For an example it sends starting from the row ,value 11 for Tag11 and then again sends the next row which has the value 17 for tag 11. And sometimes sends a batch of data. no proper order.
This is not a issue with OPC server simulation since i have tested Simulation server with a standalone OPC client and it gets the data in order. Excel is read by simulation server.
Following image is a screenshot of my IoT edge module(python) where i log the data to console retrieving from OPC Publisher routing.
Appreciate any help on this.
Thanks a lot.
Adding summary from GitHub Issues discussions here:
OPC Publisher generate a unique message id, for each OPC UA endpoint (auto increasing by one)
python client code above's logs the same message more than 3500 times
Receiving of message don't seems to block and therefor is handling the same message over and over again
receive_on_message_input is deprecated and should not be used anymore, see API documentation
Without the duplicates all value changes are in order but the behavior is still not what the OP needs.
More than one message (containing value changes for all three tags) is batched
OPC Publisher try to optimize for cost and performance, sending each message at a time is neither of them, but it is possible to configure OPC Publisher in a way to send data directly by setting the batch size to one.
command line argument --bs=1
Not starting by the first value
OPC Publisher establish a connection to OPC UA server and creates monitored items, for every OPC UA nodes in it's config file.
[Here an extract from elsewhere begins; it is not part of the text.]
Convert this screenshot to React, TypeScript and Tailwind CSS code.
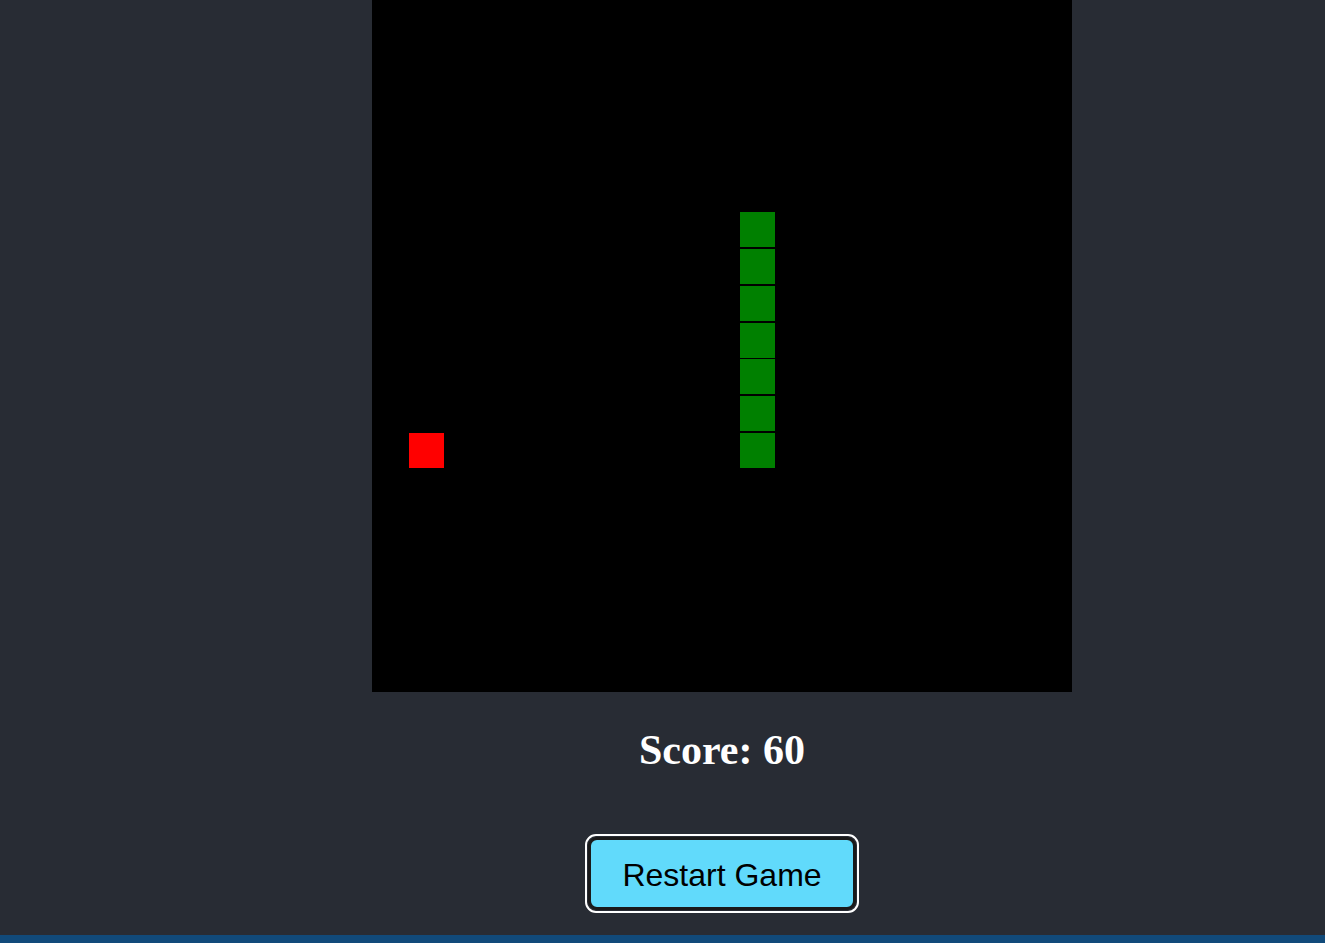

As default the OPC UA monitored item, will send a default notification with the current value. If you want to ignore it, you could use skip first.
command line argument --sk=true
But in the case described above also the first value is relevant. If the first message (message id = 1) don't contain the first value, then the OPC server simulation changed them before.
Please be aware that the OPC Publisher can only publish once the OPC UA client/server connection is fully established (including trusting of certificates), the subscriptions and the monitored items are created. This time is also depending on the performance of OPC UA server and network.
Proposals:
Change OPC Simulation to only start simulation sequence once a client connection is fully established
Retrieve the same message multiple times
If the messages are received multiple times it could be an error with the routing from the messages from one IoT edge module to another. Please make sure to explicitly name the sending module (in this case the OPC Publisher)
"$edgeHub": {
"properties.desired": {
"schemaVersion": "1.2",
"routes": {
"opcPublisherToPyDataConsumer": "FROM /messages/modules/opc-publisher INTO BrokeredEndpoint(\"/modules/PyDataConsumer/inputs/fromOPC\")"
}
}
}
So some questions:
What version of iotedge are you using?
Is it just that logs are not in order or are messages being received out of order?
What protocol are you using MQTT or AMQP?